In this case, what audio file/format I should use? Can I use .avi files?
You can choose a compressed or non-compressed format. Common non-compressed formats include Wav and AIFF. CAF can represent compressed and non compressed data. .avi is not an option (offered by the OS).
If the files are large and storage space (on disk) is a concern, you may consider AAC format saved in a CAF (or simply .m4a). For most applications, 16 bit samples will be enough, and you can also save space, memory and cpu by saving these files at an appropriate sample rate (ref: CDs are 44.1kHz).
Since ExtAudioFile interface abstract the conversion process, you should not have to change your program to compare size and speed differences of compressed and non-compressed formats for your distribution (AAC in CAF would be fine for normal applications).
Noncompressed CD quality audio will consume about 5.3 MB per minute, per channel.

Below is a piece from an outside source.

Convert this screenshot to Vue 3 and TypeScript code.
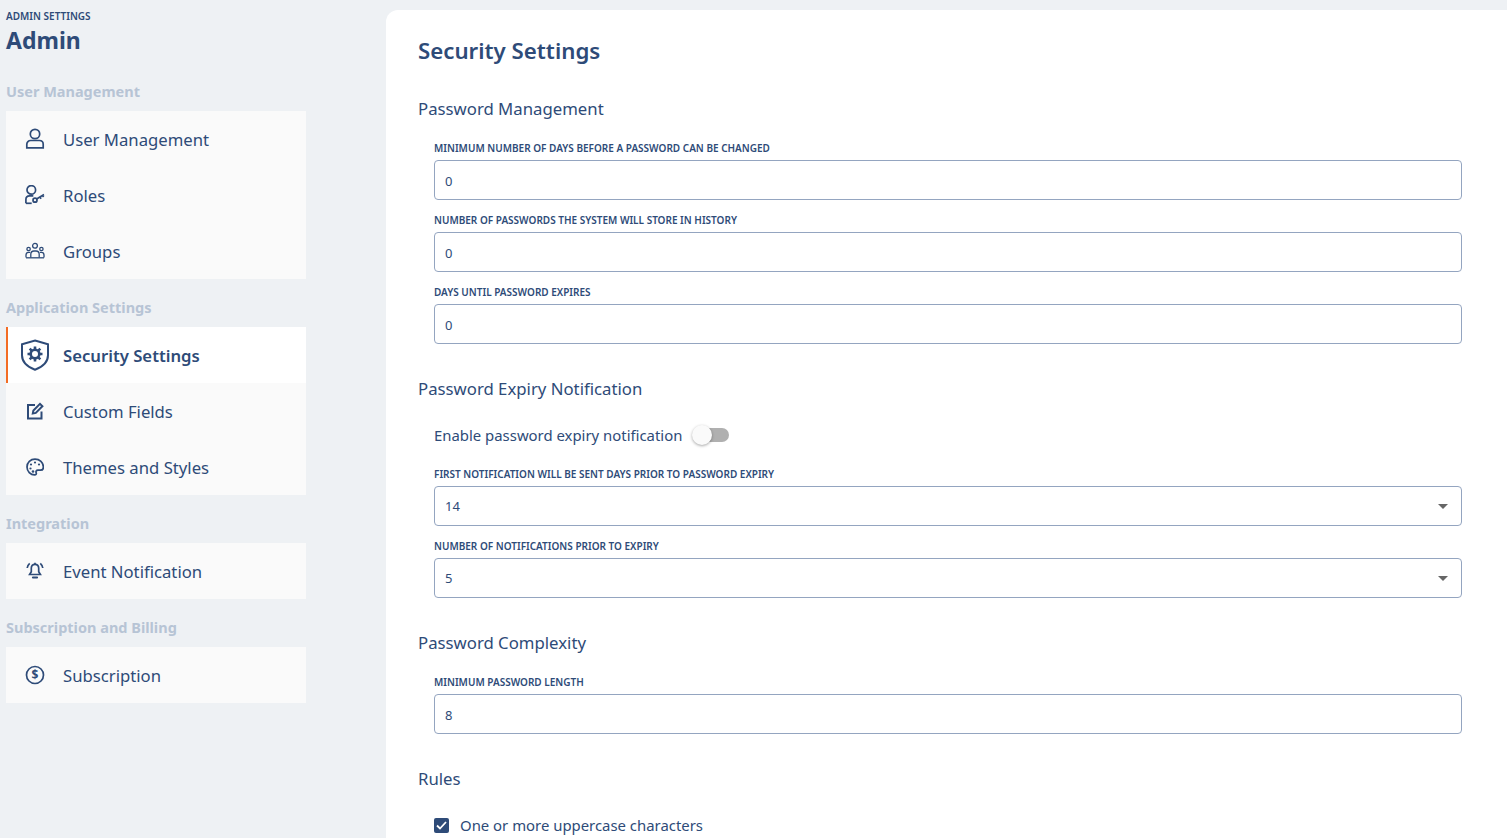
<script setup lang="ts">
interface NavItem { label: string; icon: string; active?: boolean }
interface NavGroup { title: string; items: NavItem[] }

const groups: NavGroup[] = [
  { title: 'User Management', items: [
    { label: 'User Management', icon: 'user' },
    { label: 'Roles', icon: 'roles' },
    { label: 'Groups', icon: 'groups' },
  ] },
  { title: 'Application Settings', items: [
    { label: 'Security Settings', icon: 'shield', active: true },
    { label: 'Custom Fields', icon: 'edit' },
    { label: 'Themes and Styles', icon: 'palette' },
  ] },
  { title: 'Integration', items: [{ label: 'Event Notification', icon: 'bell' }] },
  { title: 'Subscription and Billing', items: [{ label: 'Subscription', icon: 'dollar' }] },
]
</script>

<template>
  <div class="page">
    <aside class="sidebar">
      <div class="eyebrow">ADMIN SETTINGS</div>
      <div class="admin">Admin</div>
      <section v-for="g in groups" :key="g.title" class="group">
        <div class="group-title">{{ g.title }}</div>
        <div class="card">
          <a v-for="it in g.items" :key="it.label" class="item" :class="{ active: it.active }">
            <span class="icon-box">
              <svg v-if="it.icon === 'user'" width="20" height="22" viewBox="0 0 20 22" class="ic">
                <circle cx="10" cy="6" r="4.700" />
                <path d="M1.800 19.800v-3.600c0-2.200 1.700-3.700 3.800-3.700h8.800c2.100 0 3.800 1.500 3.800 3.700v3.600z" />
              </svg>
              <svg v-else-if="it.icon === 'roles'" width="20" height="20" viewBox="0 0 20 20" class="ic">
                <circle cx="6.300" cy="4.900" r="4.300" />
                <path d="M.9 18.300v-3.800c0-2.300 1.400-3.700 3.600-3.700h3.800" />
                <path d="M.9 18.300h5.800" />
                <circle cx="10" cy="15.200" r="2" />
                <path d="M11.600 14l7.400-4.400M15 12l1.100 1.700M17.600 10.500l1 1.500" />
              </svg>
              <svg v-else-if="it.icon === 'groups'" width="20" height="18" viewBox="0 0 20 18" class="ic thin">
                <circle cx="10" cy="3.800" r="2.400" />
                <circle cx="3.600" cy="7" r="1.700" />
                <circle cx="16.400" cy="7" r="1.700" />
                <path d="M5.800 15.500v-3.200c0-2 1.400-3.300 3.200-3.300h2c1.800 0 3.200 1.300 3.200 3.300v3.200" />
                <path d="M1 15.500v-2.500c0-1.600 1-2.700 2.600-2.700h1.500M19 15.500v-2.500c0-1.600-1-2.700-2.600-2.700h-1.500" />
                <path d="M1 15.800h18" />
              </svg>
              <svg v-else-if="it.icon === 'shield'" width="30" height="32" viewBox="0 0 30 32" class="ic bold">
                <path d="M15 1.500l13 3.700v11c0 6.500-5 11.500-13 14.500-8-3-13-8-13-14.500v-11z" />
                <circle class="gear" cx="15" cy="15" r="4.300" />
                <path class="gear" d="M15 7.500v3M15 19.500v3M7.500 15h3M19.500 15h3M9.700 9.700l2 2M18.300 18.300l2 2M20.300 9.700l-2 2M11.700 18.300l-2 2" />
              </svg>
              <svg v-else-if="it.icon === 'edit'" width="18" height="18" viewBox="0 0 18 18" class="ic bold">
                <path d="M9 3H2v13.500h13.500V9.500" />
                <path d="M6.800 11.500l.6-3L14 1.800l2.400 2.400-6.600 6.700z" />
              </svg>
              <svg v-else-if="it.icon === 'palette'" width="18" height="18" viewBox="0 0 18 18" class="ic">
                <path d="M9 1.200c-4.500 0-8 3.400-8 7.800s3.500 7.800 7.600 7.800c1.500 0 2-1 1.600-2-.6-1.400.1-2.600 1.700-2.600h2.600c1.700 0 2.900-1.200 2.900-3.100 0-4.500-3.800-7.900-8.400-7.900z" />
                <circle class="dot" cx="5" cy="6.500" r="1.100" />
                <circle class="dot" cx="9" cy="4.500" r="1.100" />
                <circle class="dot" cx="13" cy="6.500" r="1.100" />
                <circle class="dot" cx="4.500" cy="10.500" r="1.100" />
                <circle class="dot" cx="7" cy="13.500" r="1.300" />
              </svg>
              <svg v-else-if="it.icon === 'bell'" width="20" height="20" viewBox="0 0 20 20" class="ic">
                <path d="M10 3.300c-2.300 0-3.700 1.800-3.700 4v3.400l-1.700 2.800h10.800l-1.700-2.800V7.300c0-2.200-1.400-4-3.700-4z" />
                <path d="M10 1.800v1.500" />
                <path d="M8 16.500h4" class="heavy" />
                <path d="M2.200 7c.2-1.900 1-3.400 2.500-4.700M17.800 7c-.2-1.900-1-3.400-2.500-4.700" />
              </svg>
              <svg v-else width="20" height="20" viewBox="0 0 20 20" class="ic">
                <circle cx="10" cy="10" r="8.500" />
                <text x="10" y="14" text-anchor="middle" class="dollar">$</text>
              </svg>
            </span>
            <span class="item-label">{{ it.label }}</span>
          </a>
        </div>
      </section>
    </aside>

    <main class="main">
      <h1>Security Settings</h1>

      <h2>Password Management</h2>
      <div class="field">
        <label>MINIMUM NUMBER OF DAYS BEFORE A PASSWORD CAN BE CHANGED</label>
        <input value="0" />
      </div>
      <div class="field">
        <label>NUMBER OF PASSWORDS THE SYSTEM WILL STORE IN HISTORY</label>
        <input value="0" />
      </div>
      <div class="field">
        <label>DAYS UNTIL PASSWORD EXPIRES</label>
        <input value="0" />
      </div>

      <h2>Password Expiry Notification</h2>
      <div class="toggle-row">
        <span>Enable password expiry notification</span>
        <span class="toggle"><span class="knob"></span></span>
      </div>
      <div class="field">
        <label>FIRST NOTIFICATION WILL BE SENT DAYS PRIOR TO PASSWORD EXPIRY</label>
        <div class="select">14<span class="caret"></span></div>
      </div>
      <div class="field">
        <label>NUMBER OF NOTIFICATIONS PRIOR TO EXPIRY</label>
        <div class="select">5<span class="caret"></span></div>
      </div>

      <h2>Password Complexity</h2>
      <div class="field">
        <label>MINIMUM PASSWORD LENGTH</label>
        <input value="8" />
      </div>

      <h2>Rules</h2>
      <div class="check-row">
        <span class="check">
          <svg width="11" height="9" viewBox="0 0 11 9"><path d="M1 4.500l3 3 6-6.500" /></svg>
        </span>
        <span>One or more uppercase characters</span>
      </div>
    </main>
  </div>
</template>

<style>
html, body { margin: 0; height: 100%; overflow: hidden; }
</style>

<style scoped>
.page {
  display: flex;
  width: 1507px;
  height: 838px;
  overflow: hidden;
  background: #eef1f4;
  color: #2e4b78;
  font-family: "Noto Sans", "Open Sans", sans-serif;
}
.sidebar {
  width: 386px;
  flex: none;
  box-sizing: border-box;
  padding: 10px 0 0 6px;
}
.eyebrow {
  font-size: 10px;
  font-weight: 600;
  line-height: 13px;
  color: #2e4b78;
}
.admin {
  font-size: 23px;
  font-weight: 700;
  line-height: 34px;
  margin-bottom: 24px;
}
.group { width: 300px; }
.group-title {
  font-size: 14.500px;
  font-weight: 700;
  line-height: 20px;
  color: #b7c4d5;
  margin-bottom: 10px;
}
.group + .group { margin-top: 18px; }
.card { background: #fafafa; }
.item {
  display: flex;
  align-items: center;
  height: 56px;
  box-sizing: border-box;
  font-size: 16.700px;
}
.item.active {
  background: #fff;
  border-left: 2px solid #f36c24;
  font-weight: 600;
}
.icon-box {
  width: 57px;
  flex: none;
  display: flex;
  justify-content: center;
}
.item.active .icon-box { width: 54px; margin-right: 1px; }
.item-label { line-height: 24px; padding-top: 1px; }
.ic { fill: none; stroke: #2e4b78; stroke-width: 1.700; }
.ic.thin { stroke-width: 1.300; }
.ic.bold { stroke-width: 2; }
.ic .gear { stroke-width: 2.600; }
.ic .dot { fill: #2e4b78; stroke: none; }
.ic .heavy { stroke-width: 2.200; stroke-linecap: round; }
.ic .dollar {
  fill: #2e4b78;
  stroke: none;
  font-size: 12px;
  font-weight: 700;
  font-family: "Noto Sans", sans-serif;
}
.main {
  flex: 1;
  box-sizing: border-box;
  margin-top: 10px;
  padding: 26px 45px 0 32px;
  background: #fff;
  border-top-left-radius: 12px;
  overflow: hidden;
}
h1 {
  margin: 0 0 31px;
  font-size: 22.250px;
  font-weight: 600;
  line-height: 30px;
}
h2 {
  margin: 33px 0 19px;
  font-size: 16.750px;
  font-weight: 400;
  line-height: 24px;
}
h1 + h2 { margin-top: 0; }
.field { margin: 0 0 12px 16px; }
.field label {
  display: block;
  font-size: 10px;
  font-weight: 600;
  line-height: 16px;
  margin-bottom: 4px;
}
.field input, .select {
  display: block;
  position: relative;
  width: 100%;
  height: 40px;
  box-sizing: border-box;
  padding: 1px 10px 0;
  border: 1px solid #94a5c0;
  border-radius: 4px;
  background: #fff;
  color: #2e4b78;
  font-family: inherit;
  font-size: 13px;
  line-height: 37px;
  outline: none;
}
.caret {
  position: absolute;
  right: 13px;
  top: 17px;
  border-left: 5px solid transparent;
  border-right: 5px solid transparent;
  border-top: 5px solid #666;
}
.toggle-row, .check-row {
  display: flex;
  align-items: center;
  height: 24px;
  margin: 22px 0 19px 16px;
  font-size: 14.900px;
}
h2 + .toggle-row, h2 + .check-row { margin-top: 22px; }
.toggle {
  position: relative;
  width: 34px;
  height: 14px;
  margin-left: 13px;
  border-radius: 7px;
  background: #b0b0b0;
}
.knob {
  position: absolute;
  left: -3px;
  top: -3px;
  width: 20px;
  height: 20px;
  border-radius: 50%;
  background: #fafafa;
  box-shadow: 0 1px 3px rgba(0, 0, 0, .35);
}
.check {
  width: 15px;
  height: 15px;
  margin-right: 11px;
  border-radius: 2px;
  background: #2e4b78;
  display: flex;
  align-items: center;
  justify-content: center;
}
.check svg { fill: none; stroke: #fff; stroke-width: 1.800; }
</style>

So if you have 2 stereo audio files, each 3 minutes long, and a 3 minute destination buffer, your memory requirement would be around 50 MB.
Since you have 'minutes' of audio, you may need to consider avoiding loading all audio data into memory at once. In order to read, manipulate, and combine audio, you will need a non-compressed representation to work with in memory, so compression formats would not help here. As well, converting a compressed representation to pcm takes a good amount of resources; reading a compressed file, although fewer bytes, can take more (or less) time.
How to add the second audio after the dynamic time set onto the first audio file programmatically? For ex: If the first audio total time is 2 mins, I might need to mix the second audio file (3 seconds audio) somewhere in 1 min or 1.5 mins or 55 seconds of the first file. Its dynamic.
To read the files and convert them to the format you want to use, use ExtAudioFile APIs - this will convert to your destination sample format for you. Common PCM sample representations in memory include SInt32
, SInt16
, and float
, but that can vary wildly based on the application and the hardware (beyond iOS). ExtAudioFile APIs would also convert compressed formats to PCM, if needed.
Your input audio files should have the same sample rate. If not, you will have to resample the audio, a complex process which also takes a lot of resources (if done correctly/accurately). If you need to support resampling, double the time you've allocated to completing this task (not detailing the process here).
To add the sounds, you would request PCM samples from the files, process, and write to the output file (or buffer in memory).
To determine when to add the other sounds, you will need to get the sample rates for the input files (via ExtAudioFileGetProperty). If you want to write the second sound to the destination buffer at 55s, then you would start adding the sounds at sample number SampleRate * 55
, where SampleRate
is the sample rate of the files you are reading.
To mix audio, you will just use this form (pseudocode):
mixed[i] = fileA[i] + fileB[i];
but you have to be sure you avoid over/underflow and other arithmetic errors. Typically, you will perform this process using some integer value, because floating point calculations can take a long time (when there are so many). For some applications, you could just shift and add with no worry of overflow - this would effectively reduce each input by one half before adding them. The amplitude of the result would be one half. If you have control over the files' content (e.g. they are all bundled as resources) then you could simply ensure no peak sample in the files exceeded one half of the full scale value (about -6dBFS). Of course, saving as float would solve this issue at the expense of introducing higher CPU, memory, and file i/o demands.
At this point, you'd have 2 files open for reading, and one open for writing, then a few small temporary buffers for processing and mixing the inputs before writing to the output file. You should perform these requests in blocks for efficiency (e.g. read 1024 samples from each file, process the samples, write 1024 samples). The APIs don't guarantee much regarding caching and buffering for efficiency.
How to save the final output audio file on the device? If I save the audio file programmatically somewhere, can I play back again?
ExtAudioFile APIs would work for your read and writing needs. Yes, you can read/play it later.